My walk up to Camberwell this morning does not end with the round trip back home, but at Flinders Street station. My destination: Melbourne City Library, for a Libraries Australia User Group meeting. After listening to Nikki Darby talk about recent developments with the seach and document delivery software, I skive off the meeting once it breaks up for morning tea.
Shortly after midday I am sitting in the Melbourne Cricket Club Library next to a glass case of Wisdens, starting some time before 1879. Mysteriously the latest one in the cabinet is 2005-06.

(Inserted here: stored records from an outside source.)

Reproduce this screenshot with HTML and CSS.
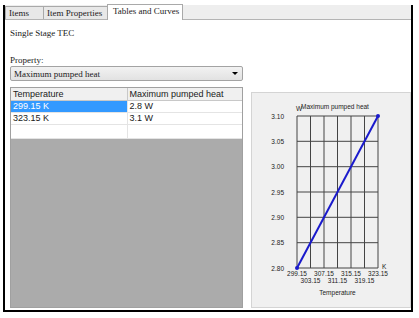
FILE: index.html
```html
<!DOCTYPE html>
<html lang="en">
<head>
    <meta charset="UTF-8">
    <title>Tables and Curves</title>
    <link rel="stylesheet" href="styles.css">
</head>
<body>
    <div class="window">
        <div class="tabs">
            <div class="tab">Items</div>
            <div class="tab">Item Properties</div>
            <div class="tab active">Tables and Curves</div>
        </div>
        <div class="content">
            <div class="title">Single Stage TEC</div>
            <div class="main">
                <div class="left">
                    <div class="label">Property:</div>
                    <div class="select">
                        <span>Maximum pumped heat</span>
                        <span class="arrow"></span>
                    </div>
                    <div class="grid">
                        <table>
                            <tr class="head">
                                <td class="c1">Temperature</td>
                                <td>Maximum pumped heat</td>
                            </tr>
                            <tr class="selected">
                                <td class="c1">299.15 K</td>
                                <td>2.8 W</td>
                            </tr>
                            <tr>
                                <td class="c1">323.15 K</td>
                                <td>3.1 W</td>
                            </tr>
                            <tr class="blank">
                                <td class="c1"></td>
                                <td></td>
                            </tr>
                        </table>
                    </div>
                </div>
                <div class="chart">
                    <svg width="160" height="216" viewBox="0 0 160 216">
                        <g class="gridlines">
                            <line x1="46" y1="24" x2="46" y2="176"/>
                            <line x1="59.5" y1="24" x2="59.5" y2="176"/>
                            <line x1="73" y1="24" x2="73" y2="176"/>
                            <line x1="86.5" y1="24" x2="86.5" y2="176"/>
                            <line x1="100" y1="24" x2="100" y2="176"/>
                            <line x1="113.5" y1="24" x2="113.5" y2="176"/>
                            <line x1="127" y1="24" x2="127" y2="176"/>
                            <line x1="46" y1="24" x2="127" y2="24"/>
                            <line x1="46" y1="49.3" x2="127" y2="49.3"/>
                            <line x1="46" y1="74.7" x2="127" y2="74.7"/>
                            <line x1="46" y1="100" x2="127" y2="100"/>
                            <line x1="46" y1="125.3" x2="127" y2="125.3"/>
                            <line x1="46" y1="150.7" x2="127" y2="150.7"/>
                            <line x1="46" y1="176" x2="127" y2="176"/>
                        </g>
                        <g class="ylabels">
                            <text x="33" y="26.5">3.10</text>
                            <text x="33" y="51.8">3.05</text>
                            <text x="33" y="77.2">3.00</text>
                            <text x="33" y="102.5">2.95</text>
                            <text x="33" y="127.8">2.90</text>
                            <text x="33" y="153.2">2.85</text>
                            <text x="33" y="178.5">2.80</text>
                        </g>
                        <g class="xlabels">
                            <text x="46" y="184">299.15</text>
                            <text x="73" y="184">307.15</text>
                            <text x="100" y="184">315.15</text>
                            <text x="127" y="184">323.15</text>
                            <text x="59.5" y="190.5">303.15</text>
                            <text x="86.5" y="190.5">311.15</text>
                            <text x="113.5" y="190.5">319.15</text>
                            <text x="86.5" y="203">Temperature</text>
                        </g>
                        <text class="unit" x="131" y="177">K</text>
                        <text class="unit" x="45" y="19">W</text>
                        <text class="unit" x="50" y="17">Maximum pumped heat</text>
                        <line class="curve" x1="46" y1="176" x2="127" y2="24"/>
                        <circle class="dot" cx="46" cy="176" r="2"/>
                        <circle class="dot" cx="127" cy="24" r="2"/>
                    </svg>
                </div>
            </div>
        </div>
    </div>
</body>
</html>
```

FILE: styles.css
```css
body {
    margin: 0;
    background: #ffffff;
    font-family: 'Liberation Serif', serif;
    font-size: 9px;
    color: #1a1a1a;
}
.window {
    margin: 5px 0 0 3px;
    width: 410px;
    height: 307px;
    box-sizing: border-box;
    border: 2px solid #000000;
    border-top: none;
    display: flex;
    flex-direction: column;
}
.tabs {
    display: flex;
    align-items: flex-end;
    height: 15px;
    background: #eeeeee;
    border-bottom: 1px solid #b4b4b4;
    box-sizing: border-box;
}
.tab {
    height: 13px;
    line-height: 12px;
    padding: 0 3px;
    white-space: nowrap;
    border: 1px solid #a9a9a9;
    border-bottom: none;
    border-right: none;
    background: #e8e8e8;
    box-sizing: border-box;
}
.tab:nth-child(1) {
    width: 38px;
}
.tab:nth-child(2) {
    width: 64px;
}
.tab.active {
    width: 76px;
    height: 16px;
    margin-bottom: -1px;
    line-height: 13px;
    background: #ffffff;
    border-right: 1px solid #a9a9a9;
    padding-left: 5px;
}
.content {
    flex: 1;
    padding-left: 5px;
}
.title {
    margin-top: 7px;
    line-height: 12px;
}
.main {
    display: flex;
    align-items: flex-start;
    margin-top: 15px;
    gap: 8px;
}
.left {
    width: 233px;
}
.label {
    line-height: 12px;
}
.select {
    display: flex;
    justify-content: space-between;
    align-items: center;
    height: 15px;
    box-sizing: border-box;
    padding: 0 4px 0 3px;
    border: 1px solid #a3a3a3;
    border-radius: 2px;
    background: linear-gradient(#f2f2f2, #e2e2e2);
}
.arrow {
    width: 0;
    height: 0;
    border-left: 3px solid transparent;
    border-right: 3px solid transparent;
    border-top: 3px solid #000000;
}
.grid {
    margin-top: 6px;
    height: 221px;
    box-sizing: border-box;
    border: 1px solid #a0a0a0;
    background: #ababab;
}
.grid table {
    width: 100%;
    border-collapse: collapse;
    font-family: 'Liberation Sans', sans-serif;
    font-size: 9px;
    background: #ffffff;
}
.grid td {
    height: 12px;
    padding: 0 0 0 2px;
    border-bottom: 1px solid #e4e4e4;
    box-sizing: border-box;
}
.grid td.c1 {
    width: 116px;
    border-right: 1px solid #e4e4e4;
}
.grid .head td {
    background: #f0f0f0;
    border-bottom: 1px solid #c8c8c8;
}
.grid .head td.c1 {
    border-right: 1px solid #c8c8c8;
}
.grid .selected td.c1 {
    background: #3399ff;
    color: #ffffff;
}
.grid .blank td {
    height: 14px;
}
.chart {
    margin-top: 38px;
    width: 160px;
    height: 216px;
    box-sizing: border-box;
    border: 1px solid #d4d4d4;
    background: #f0f0f0;
}
.chart svg {
    display: block;
    margin: -1px;
}
.gridlines line {
    stroke: #444444;
    stroke-width: 1;
}
.chart text {
    font-family: 'Liberation Sans', sans-serif;
    font-size: 6.5px;
    fill: #222222;
}
.ylabels text {
    text-anchor: end;
}
.xlabels text {
    text-anchor: middle;
}
.curve {
    stroke: #1a1acc;
    stroke-width: 2;
}
.dot {
    fill: #1a1acc;
}
```
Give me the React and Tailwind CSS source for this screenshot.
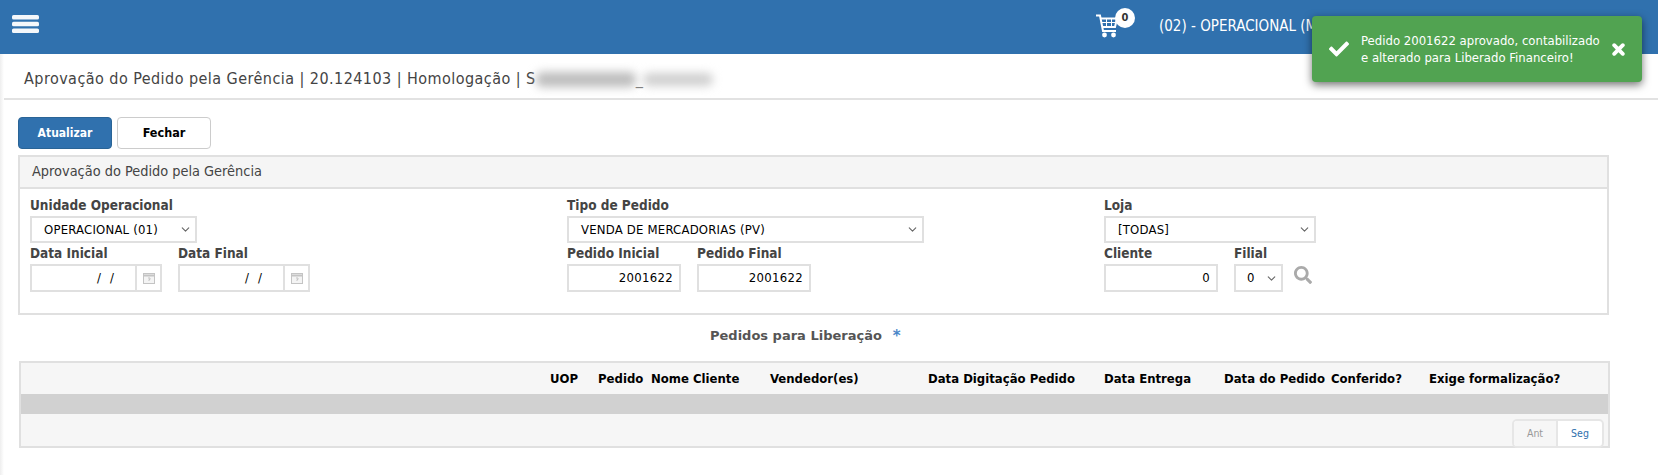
import {FaCheck, FaSearch} from "react-icons/fa";
import {ChevronDown} from "lucide-react";

const FONT = "font-['DejaVu_Sans_Condensed','DejaVu_Sans',sans-serif]";

function MenuIcon() {
  return (
      <svg width="27" height="18" viewBox="0 0 27 18" fill="white" className="ml-[12px] mt-[15px] opacity-95">
        <rect x="0" y="0" width="27" height="4.6" rx="1.6" />
        <rect x="0" y="6.7" width="27" height="4.6" rx="1.6" />
        <rect x="0" y="13.4" width="27" height="4.6" rx="1.6" />
      </svg>
  );
}

function CartIcon() {
  return (
      <svg width="22" height="24" viewBox="0 0 22 24" fill="none" stroke="white" strokeWidth="2">
        <path d="M0 1.5h4l3 15.5h13" />
        <path d="M5 4.5h16l-2 8.5H6.5" />
        <path d="M6 8.5h14" strokeWidth="1" />
        <path d="M10.5 5v8M15.5 5v8" strokeWidth="1" />
        <circle cx="8.5" cy="21" r="2.4" fill="white" stroke="none" />
        <circle cx="17.5" cy="21" r="2.4" fill="white" stroke="none" />
      </svg>
  );
}

function CalendarIcon() {
  return (
      <svg width="12" height="12" viewBox="0 0 12 12" fill="none" stroke="#c4c4c4">
        <rect x="0.5" y="1.5" width="11" height="10" fill="#f4f4f4" />
        <path d="M0.5 3.5h11" strokeWidth="2" />
        <path d="M5 6h2v1.5H6V9" />
      </svg>
  );
}

function CloseIcon() {
  return (
      <svg width="13" height="13" viewBox="0 0 13 13" stroke="white" strokeWidth="3.8" strokeLinecap="round" className="ml-[8px] shrink-0">
        <path d="M2.2 2.2l8.6 8.6M10.8 2.2l-8.6 8.6" />
      </svg>
  );
}

function Label({children}) {
  return <div className="h-[21px] text-[13.5px] leading-[20px] font-bold text-[#444]">{children}</div>;
}

function SelectBox({value, className, textClass = "pl-[12px]"}) {
  return (
      <div className={`flex h-[27px] items-center justify-between border-2 border-[#e0e0e0] bg-white text-[13px] tracking-[0.2px] text-black ${textClass} ${className}`}>
        <span>{value}</span>
        <ChevronDown size={13} strokeWidth={2} className="mr-[3px] text-[#666]" />
      </div>
  );
}

function DateField({label}) {
  return (
      <div className="w-[132px]">
        <Label>{label}</Label>
        <div className="flex h-[28px] border-2 border-[#e0e0e0] bg-white">
          <div className="flex flex-1 items-center justify-end gap-[9px] pr-[21px] text-[13px] text-black">
            <span>/</span>
            <span>/</span>
          </div>
          <div className="flex w-[25px] items-center justify-center border-l-2 border-[#e0e0e0]">
            <CalendarIcon />
          </div>
        </div>
      </div>
  );
}

function NumberField({label, value, className}) {
  return (
      <div className={className}>
        <Label>{label}</Label>
        <div className="flex h-[28px] items-center justify-end border-2 border-[#e0e0e0] bg-white pr-[6px] text-[13px] tracking-[0.3px] text-black">
          {value}
        </div>
      </div>
  );
}

const COLUMNS = [
  ["UOP", "w-[48px]"],
  ["Pedido", "w-[53px]"],
  ["Nome Cliente", "w-[119px]"],
  ["Vendedor(es)", "w-[158px]"],
  ["Data Digitação Pedido", "w-[176px]"],
  ["Data Entrega", "w-[120px]"],
  ["Data do Pedido", "w-[107px]"],
  ["Conferido?", "w-[98px]"],
  ["Exige formalização?", "w-[140px]"],
];

export default function App() {
  return (
      <div className={`relative h-[475px] w-[1658px] overflow-hidden bg-white ${FONT}`}>
        <header className="flex h-[54px] items-start justify-between bg-[#3071ae] text-white">
          <MenuIcon />
          <div className="mr-[231px] flex items-start">
            <div className="relative mt-[14px] mr-[41px]">
              <CartIcon />
              <span className="absolute -top-[6px] left-[19px] flex h-[20px] w-[20px] items-center justify-center rounded-full bg-white text-[11px] font-bold text-[#333]">
                0
              </span>
            </div>
            <span className="mt-[17px] w-[268px] whitespace-nowrap text-[15px] leading-[18px]">(02) - OPERACIONAL (MATRIZ)</span>
          </div>
        </header>

        <div className="flex h-[46px] items-center border-b-2 border-[#e2e2e2] pl-[24px] pt-[6px] text-[16px] tracking-[0.45px] text-[#444]">
          <span>Aprovação do Pedido pela Gerência | 20.124103 | Homologação | S</span>
          <span className="h-[15px] w-[100px] rounded-[6px] bg-[#bdbdbd] blur-[5px]" />
          <span className="text-[#777]">_</span>
          <span className="h-[13px] w-[70px] rounded-[6px] bg-[#cfcfcf] blur-[5px]" />
        </div>

        <main className="pl-[18px]">
          <div className="flex gap-[5px] pt-[17px]">
            <button className="h-[32px] w-[94px] rounded-[4px] border border-[#2a6496] bg-[#3071ae] text-[12px] font-bold text-white">Atualizar</button>
            <button className="h-[32px] w-[94px] rounded-[4px] border border-[#ccc] bg-white text-[12.5px] font-bold text-black">Fechar</button>
          </div>

          <section className="mt-[6px] h-[160px] w-[1591px] border-2 border-[#e0e0e0]">
            <div className="flex h-[32px] items-center border-b-2 border-[#e0e0e0] bg-[#f5f5f5] pl-[12px] text-[14.4px] text-[#444]">
              Aprovação do Pedido pela Gerência
            </div>
            <div className="flex items-start pl-[10px] pt-[6px]">
              <div className="w-[537px]">
                <Label>Unidade Operacional</Label>
                <SelectBox value="OPERACIONAL (01)" className="w-[167px]" />
                <div className="flex gap-[16px]">
                  <DateField label="Data Inicial" />
                  <DateField label="Data Final" />
                </div>
              </div>
              <div className="w-[537px]">
                <Label>Tipo de Pedido</Label>
                <SelectBox value="VENDA DE MERCADORIAS (PV)" className="w-[357px]" />
                <div className="flex gap-[16px]">
                  <NumberField label="Pedido Inicial" value="2001622" className="w-[114px]" />
                  <NumberField label="Pedido Final" value="2001622" className="w-[114px]" />
                </div>
              </div>
              <div>
                <Label>Loja</Label>
                <SelectBox value="[TODAS]" className="w-[212px]" />
                <div className="flex items-end">
                  <NumberField label="Cliente" value="0" className="w-[114px]" />
                  <div className="ml-[16px] w-[49px]">
                    <Label>Filial</Label>
                    <SelectBox value="0" className="h-[28px] w-[49px]" textClass="pl-[11px]" />
                  </div>
                  <FaSearch className="mb-[8px] ml-[11px] h-[18px] w-[18px] text-[#aaa]" />
                </div>
              </div>
            </div>
          </section>

          <h2 className="mt-[11px] flex h-[20px] w-[1591px] items-center pl-[692px] font-['DejaVu_Sans',sans-serif] text-[13px] font-bold text-[#555]">
            Pedidos para Liberação
            <span className="ml-[11px] text-[15px] text-[#4a86c8]">*</span>
          </h2>

          <section className="relative mt-[15px] ml-[1px] h-[87px] w-[1591px] border-2 border-[#e0e0e0] bg-[#f6f6f6]">
            <div className="flex h-[31px] items-center pl-[529px] text-[13px] font-bold text-black">
              {COLUMNS.map(([name, width]) => (
                  <div key={name} className={`${width} shrink-0 whitespace-nowrap`}>{name}</div>
              ))}
            </div>
            <div className="h-[20px] bg-[#d1d1d1]" />
            <div className="absolute -bottom-[2px] right-[4px] flex h-[29px] w-[92px] overflow-hidden rounded-[5px] border-2 border-[#e6e6e6] bg-white text-[10.5px]">
              <div className="flex w-[44px] items-center justify-center border-r-2 border-[#e6e6e6] bg-[#f6f6f6] text-[#999]">Ant</div>
              <div className="flex flex-1 items-center justify-center text-[#3071ae]">Seg</div>
            </div>
          </section>
        </main>

        <div className="pointer-events-none absolute bottom-0 left-0 top-[54px] w-[4px] bg-gradient-to-r from-[#eee] to-white" />

        <div className="absolute left-[1312px] top-[16px] flex h-[66px] w-[330px] items-center rounded-[4px] bg-[#51a351] pl-[17px] text-white shadow-[0_3px_9px_rgba(0,0,0,0.55)]">
          <FaCheck className="h-[20px] w-[20px] shrink-0" />
          <p className="ml-[12px] w-[243px] text-[13px] leading-[17px]">
            Pedido 2001622 aprovado, contabilizado e alterado para Liberado Financeiro!
          </p>
          <CloseIcon />
        </div>
      </div>
  );
}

The Rare Books Week panel discussion with Russell Jackson, Gideon Haigh, John Harms and MCC Librarian David Studham will be starting at 12.30. John Harms's Twitter handle @ratherbeatlunch seems more appropriate than usual. I am sitting next to Cmdr Warren Kemp RFD RANR, President of the Royal United Services Institute of Victoria. I now have a standing invitation to visit the Institute Library, at the Victoria Barracks.
|Collecting sport panel discussion|
These are some notes from the discussion. John Harms's early favourite cricket books were, appropriately enough, the ABC Cricket Books. The first (now very rare) ABC cricket book was issued in 1934. John showed us the library copy. It is quite small and flimsy and is kept in a protective plastic pocket.
Gideon Haigh calls himself an accumulator rather than a collector of cricket books. His primary purpose in writing his books is to fill the gaps, such as his book about Warwick Armstrong. Gideon likes the MCC Library because it is accessible, with nearly all its collection on the shelves. He thinks it is the best sporting library in the world.
Russell finds many sporting books are available online. Decreasing interest in collecting by a younger demographic is assisting collectors. Slower paced, smaller ball sports (cricket, golf, tennis and baseball) lend themselves to literary reflection, according to Russell.
The panel discussed the so called 'Argus centered view of history', which is an issue because the Argus is on Trove, whereas the early editions of the Herald are rotting away at Fishermen's Bend. The State Library of Victoria generally has only one daily edition of the Herald, although three or four would have been issued each day. Thus means that vital information such as the match results may be missing from the library copy.
The MCC catalogue on Trove is on the way. MCC management attitude is now to share information about its resources, whereas in the past they guarded it jealously because of a fear of theft.
After the session I catch a tram at the Rod Laver Arena stop. On the way home I visit Hawthorn Library to collect Talking to the Dead by Harry Bingham, as recommended by Ross Harvey, and then the IGA to pick up a few supplies. Back on the tram at Glenferrie Road, then home to make some fried rice for dinner. A rare day out.